Washington

McConnell: Americans Won’t ‘Tolerate’ SCOTUS Blockade

Senate Majority Leader Mitch McConnell. (Rob Kunzig/Morning Consult)

Senate Majority Leader Mitch McConnell on Wednesday scoffed at his counterpart’s threat to block President-elect Donald Trump’s yet-to-be-named Supreme Court nominee.

A day after Senate Minority Leader Chuck Schumer said on MSNBC that Democrats would only accept a “mainstream” nominee, McConnell said the New York Democrat “announced yesterday that their goal was to apparently never fill the Supreme Court.”

“That’s kind of an expansion of the Biden rule,” the Kentucky Republican said, referring to then-Sen. Joe Biden’s (D-Del.) pledge in 1992 to block any of President George H.W. Bush’s Supreme Court nominees because it was a presidential election year. Although no vacancy arose that year and the pledge went unfulfilled, Senate Republicans pointed to Biden’s comments as justification for their refusal to consider Judge Merrick Garland, President Barack Obama’s nominee to replace Justice Antonin Scalia in 2016.

“I think that’s something the American people will not tolerate and we’ll be looking forward to receiving a Supreme Court nomination and moving forward on it,” McConnell added.

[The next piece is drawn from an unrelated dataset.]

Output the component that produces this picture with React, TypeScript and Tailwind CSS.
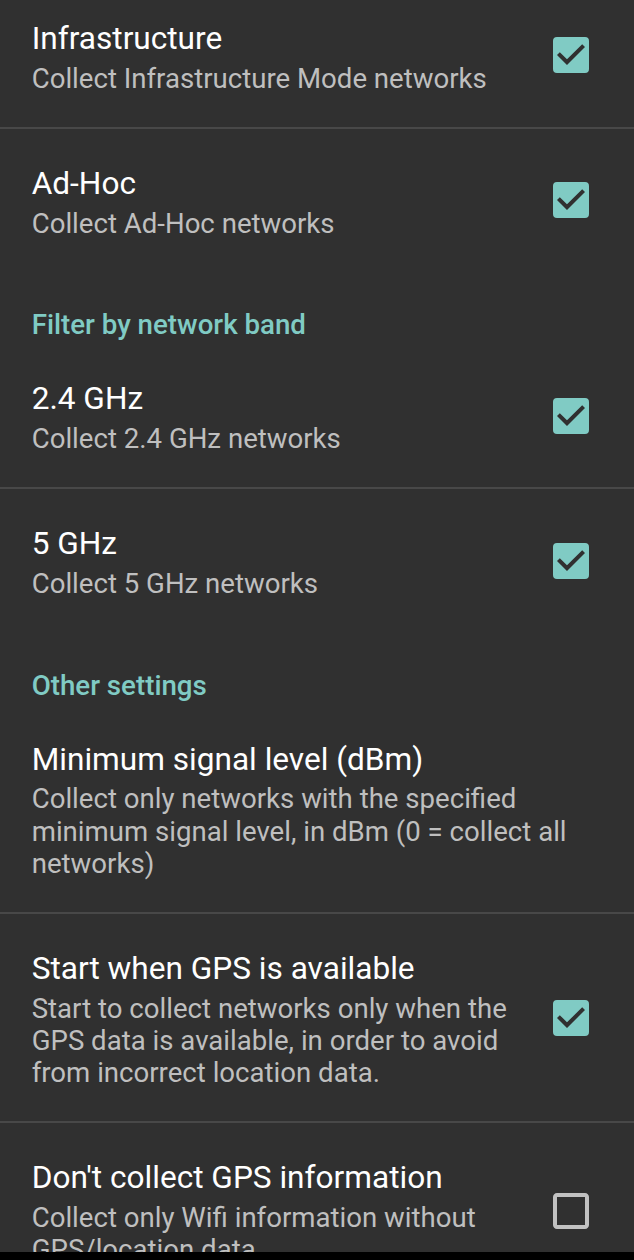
import { MdCheckBox, MdCheckBoxOutlineBlank } from "react-icons/md";

interface PreferenceProps {
  title: string;
  lines: string[];
  checked?: boolean;
  divider?: boolean;
}

function Preference({ title, lines, checked, divider }: PreferenceProps) {
  return (
    <div
      className={`flex shrink-0 items-center justify-between pl-[31.7px] pr-[39.5px] pt-[36.1px] border-[#484848] ${
        divider ? "border-b-2 pb-8" : "pb-[34px]"
      }`}
    >
      <div className="whitespace-nowrap">
        <p className="h-[42.6px] text-[31.6px] leading-[37.5px] text-white">{title}</p>
        {lines.map((line) => (
          <p key={line} className="text-[27.6px] leading-[32.2px] text-[#bfbfbf]">
            {line}
          </p>
        ))}
      </div>
      {checked !== undefined && (
        <div role="checkbox" aria-checked={checked} aria-label={title} className="mb-1">
          {checked ? (
            <MdCheckBox size={48} className="text-[#80cbc4]" />
          ) : (
            <MdCheckBoxOutlineBlank size={48} className="text-[#c1c1c1]" />
          )}
        </div>
      )}
    </div>
  );
}

function Category({ title }: { title: string }) {
  return (
    <h2 className="h-[70.6px] shrink-0 pl-[31.7px] pt-[34.7px] text-[27.7px] font-medium leading-[33px] text-[#80cbc4]">
      {title}
    </h2>
  );
}

export default function App() {
  return (
    <div className="h-[1260px] w-[634px] overflow-hidden bg-black font-[Roboto,sans-serif]">
      <div className="flex h-[1252px] flex-col overflow-hidden bg-[#303030]">
        <div className="-mt-4 flex flex-col">
          <Preference title="Infrastructure" lines={["Collect Infrastructure Mode networks"]} checked divider />
          <Preference title="Ad-Hoc" lines={["Collect Ad-Hoc networks"]} checked />
          <Category title="Filter by network band" />
          <Preference title="2.4 GHz" lines={["Collect 2.4 GHz networks"]} checked divider />
          <Preference title="5 GHz" lines={["Collect 5 GHz networks"]} checked />
          <Category title="Other settings" />
          <Preference
            title="Minimum signal level (dBm)"
            lines={[
              "Collect only networks with the specified",
              "minimum signal level, in dBm (0 = collect all",
              "networks)",
            ]}
            divider
          />
          <Preference
            title="Start when GPS is available"
            lines={[
              "Start to collect networks only when the",
              "GPS data is available, in order to avoid",
              "from incorrect location data.",
            ]}
            checked
            divider
          />
          <Preference
            title="Don't collect GPS information"
            lines={["Collect only Wifi information without", "GPS/location data"]}
            checked={false}
          />
        </div>
      </div>
    </div>
  );
}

Speaking at the Capitol shortly after McConnell, Schumer repeated his pledge but declined to say whether any of the names Trump has mentioned pass muster. During the presidential campaign, Trump released names of possible nominees, compiled with the help of conservative groups such as the Heritage Foundation.

When Senate Republicans opposed to hold confirmation hearings for Garland, Schumer was one of their fiercest critics. Asked if he was showing similar obstruction to the Senate Republicans of 2016, he said, “absolutely not.”

“We will oppose nominees out of the mainstream. Period,” he added.

Speaking earlier in the day, Vice President-elect Mike Pence said Trump would name his pick for the Supreme Court “soon.”

If Senate Democrats keep up their resistance to all of Trump’s SCOTUS nominees, it could force McConnell to change the chamber’s rules, removing the 60-vote filibuster threshold required for consideration of Supreme Court hopefuls. In late 2013, then-Senate Majority Leader Harry Reid (D-Nev.) changed the chamber’s rules to remove the filibuster for all judicial nominations except for those of the Supreme Court, a move Senate Republicans protested at the time.

In his farewell address on the Senate floor last month, Reid warned that the filibuster’s future in the chamber was imperiled.